Такой смешной король! Повесть третья: Капкан - страница 13
Кто не помнит этого юркого русского с густой кучереватой шевелюрой, о ком вначале никто даже не мог сказать, какого он звания: в гражданском костюме с тельняшкой под пиджаком, на голове морская фуражка. Моряк — не моряк, военный — не военный. Как Векшель… Зингер-Золинген. Что начальство — было видно по тому, как часовые матросы пропускали его и в парк, и в замок, отдавая честь. Павловский.
В свое время Майстер заставлял и Алфреда ходить по следам этого человека: искали «друзей» Павловского, понимая, что сам он конечно же вряд ли остался на Острове ждать «вознаграждения» от тех сограждан, кого откопали в замке. Увы! И друзья этого предприимчивого малого тоже не жаждали всенародно признания. Усилия гестапо не увенчались успехом. Правда, удалось схватить неких зубных врачей мужа и жену, производивших с разрешения Павловского какие-то чисто медицинские «опыты» (за сколько времени сварится человеческая рука?) с приговоренными. Оказывается, он был на острове начальником военной разведки. Это его команда охраняла подступы к замку, это его пьяные матросы в начале войны постреляли наличествующий скот на городской бойне и вывезли из города на грузовиках. Задушевным другом Павловского являлся якобы некий Рииз — эстонец с «чистой душой», теперь снова объявившийся на острове.
Вспомнилось, как Павловский шпиона ловил…
Немецкие самолеты бомбили базы, а Павловский думал думу: откуда они знают, где базы? Арестовали крестьянина: тот негодяй пахал в белой рубашке с белой лошадью! А борозда вела в сторону склада с горючим… Вот каким способом крестьянин немцам место горючего указал. Горючее перепрятали на всякий случай. Однако загадка: как бы повернул свою борозду крестьянин, если бы пришлось ему на ходу указать новое место расположения базы с горючим? «Шпиона» схватили, и не надо ломать голову над его дальнейшей судьбой…

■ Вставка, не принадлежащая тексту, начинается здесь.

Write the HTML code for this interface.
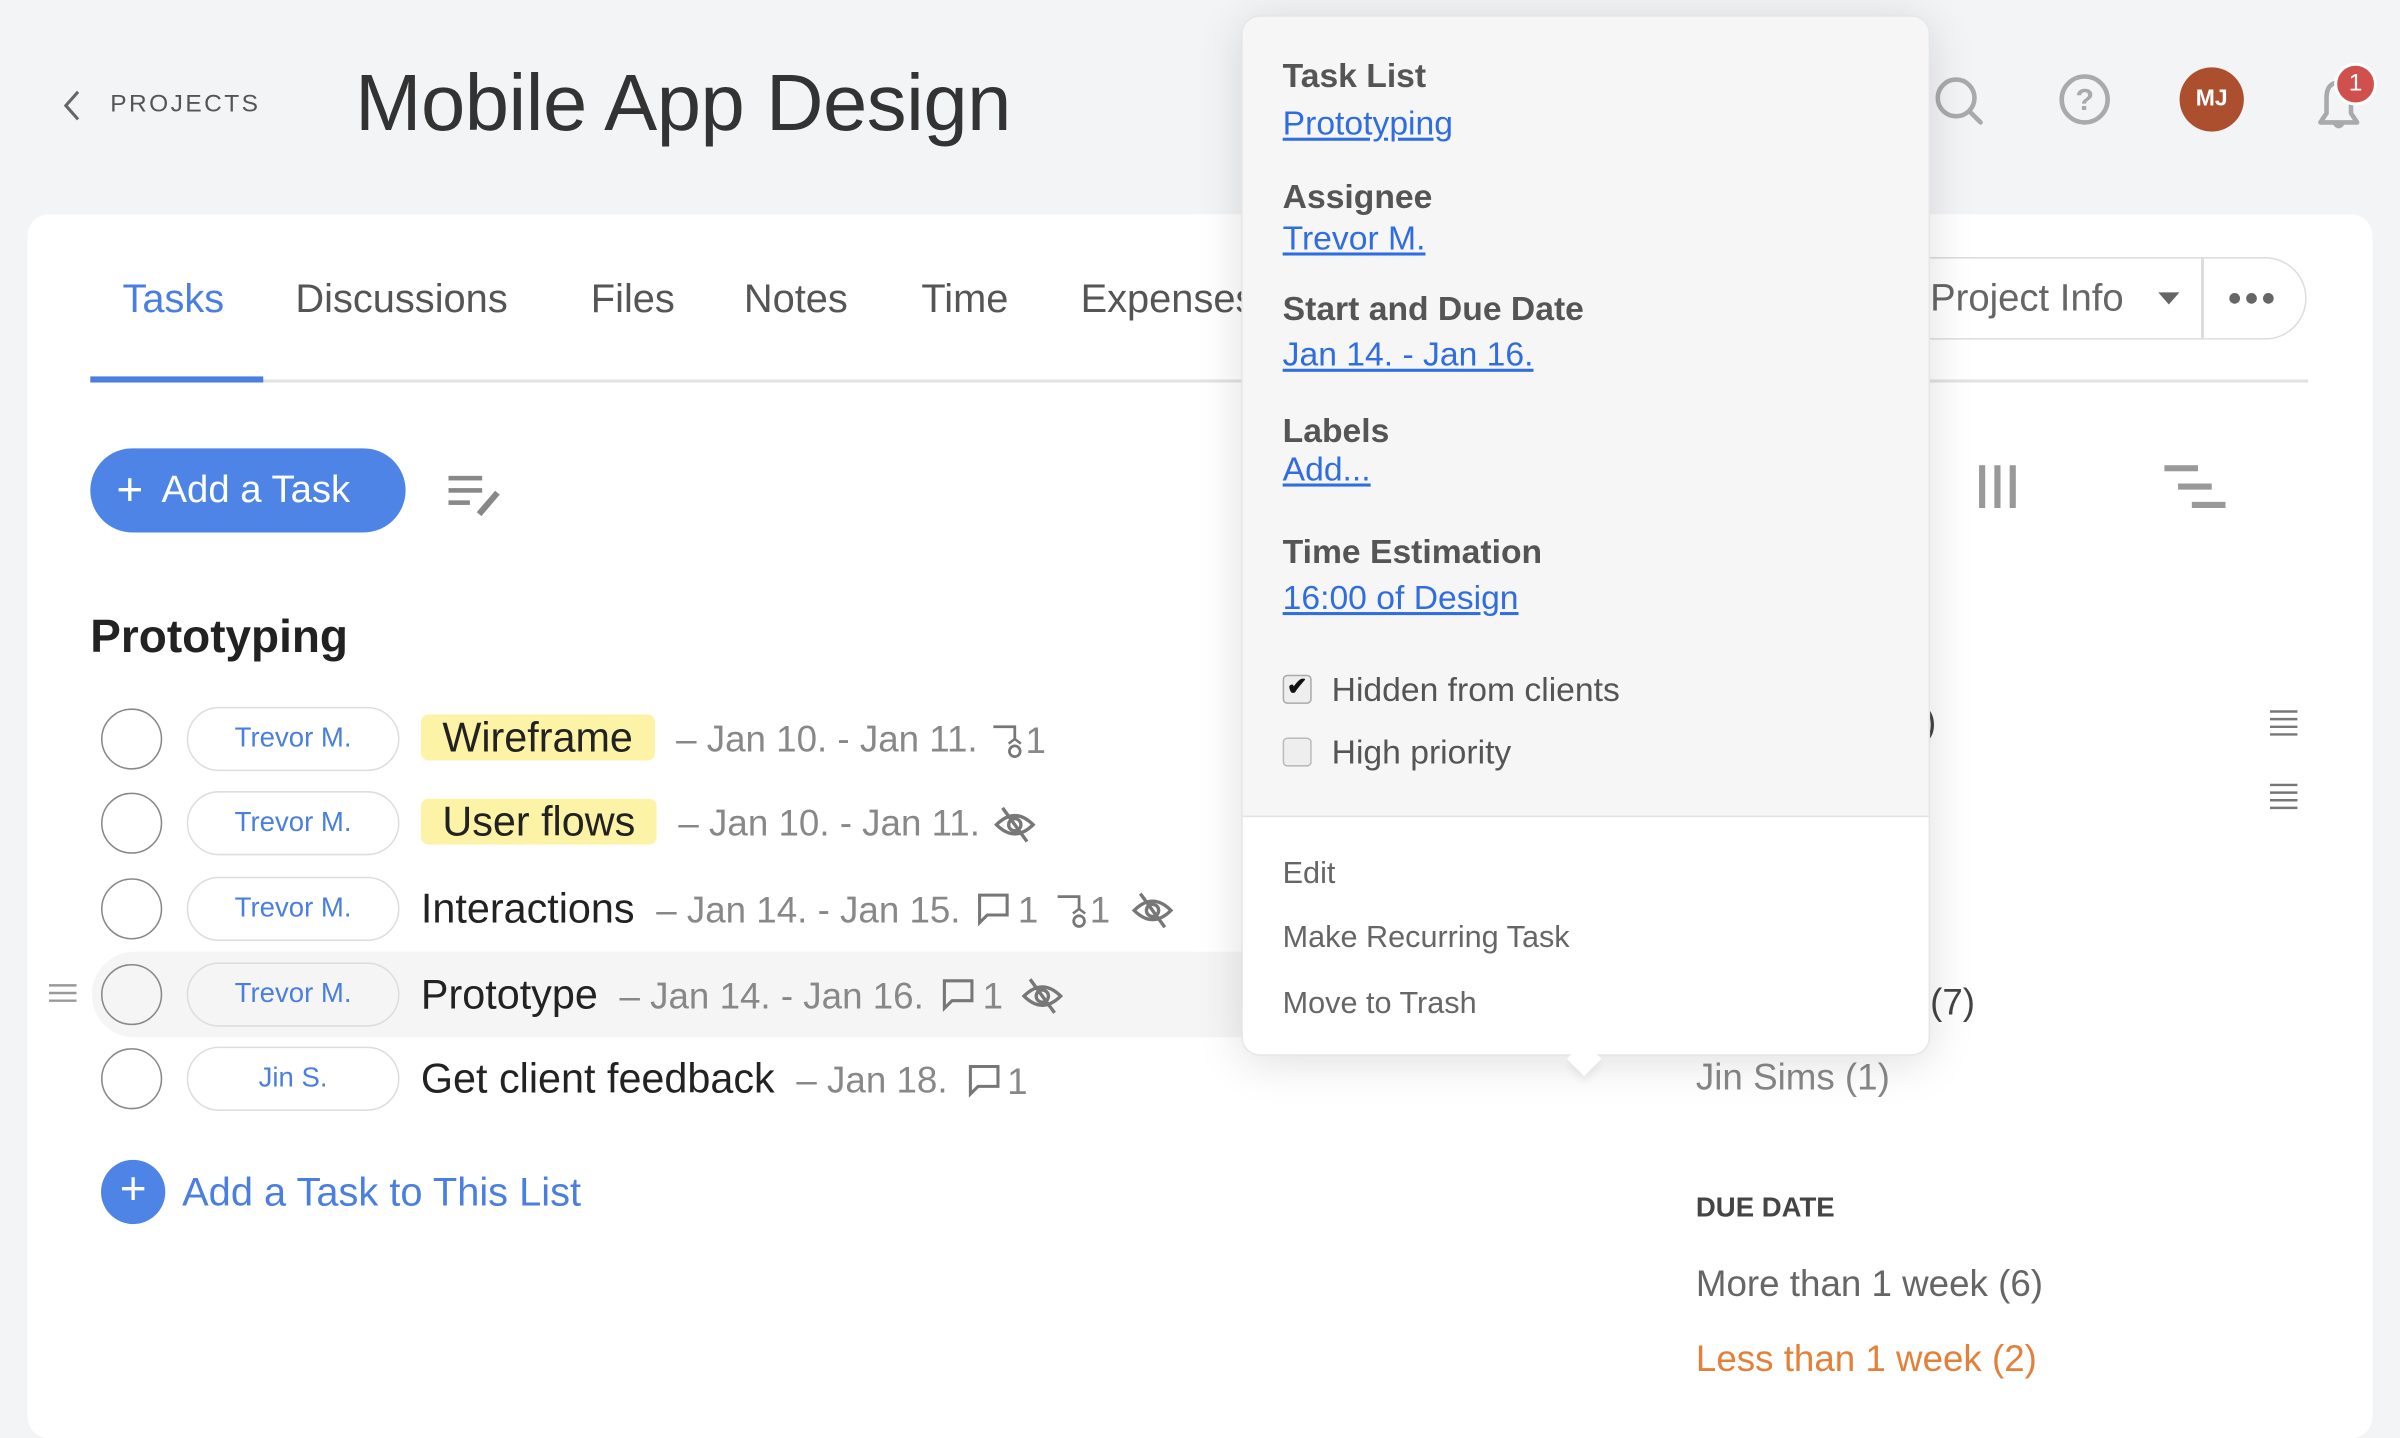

Алфред скрывался первое время у Земляники в Кабула. Однако в деревне невозможно следить за происходящим в городе, а быть в курсе дел считал необходимым. Может же статься, что и не ищут его вовсе… Иллюзия, конечно. И он это понимал. С другой стороны, если ищут, то не так и сложно вычислить, у кого и где он может прятаться. После всевозможных прикидок, калькуляций, гаданий он и решил поселиться в городе — в доме на Малой Гавани, в квартире за железной дверью.
Скрывался не скрывался, но жил скромно, не высовывался. Павловского не видно, не слышно. Однако в городе — Рииз, хотя, говорили, он не занимал особых должностей. Но и это тоже: сегодня не занимает, завтра наоборот.
Глава III
В немецкое время в торжественной комнате небесно-синего дома вместе с информацией о жизни Король слышал и аккордеон, как известно, сгоревший вместе с домом. Теперь в ателье Калитко информацию он получал главным образом на русском языке, и Королю трудно было ее освоить, несмотря на помощь Ивана. Часто звучала она и на смешанном эстонско-русском языке. Мелодии же извлекались из патефона.
Впрочем, только русские называли сей ящик патефоном. Король считал его самым настоящим граммафоном без трубы. Пластинки звучали преимущественно на русском, особенно часто Гриша-Пограничник ставил одну: «У самовара я и моя Маша…» — единственные слова, запомнившиеся Королю. Были и другие пластинки, даже на английском языке, среди и Король узнавал знакомые мелодии из оперетт, которые часто играл Алфред. Лично Его Величество обожал неаполитанские песни в исполнении Бенжамина Джильи…
И вот Короля разбудила все та же песня: «У самовара…»
Ивана уже не было. Куда он так рано? Но как все-таки раздражает этот запах табачного дыма, которым пропиталась их постель! Король вспомнил Векшеля. Вскочил, живо обулся. Одеваться не было необходимости: они с Иваном обычно не тратили время на раздевание. Нет, нет, верхнюю одежду они скидывали и вешали на веранде, где висели пальто и по вечерам одежда гостей. Обувшись, он вошел в общую комнату, здесь мольберты с картинами Калитко и Замовского, особенно бросалась в глаза «Истерия» — черт знает чем размалеванное полотно, занимавшее солидный кусок стены. У окна длинный стол, за которым обычно пировали посетители Жоры. Стол развернут так, чтобы можно было сидеть и на пыльном старом диванчике.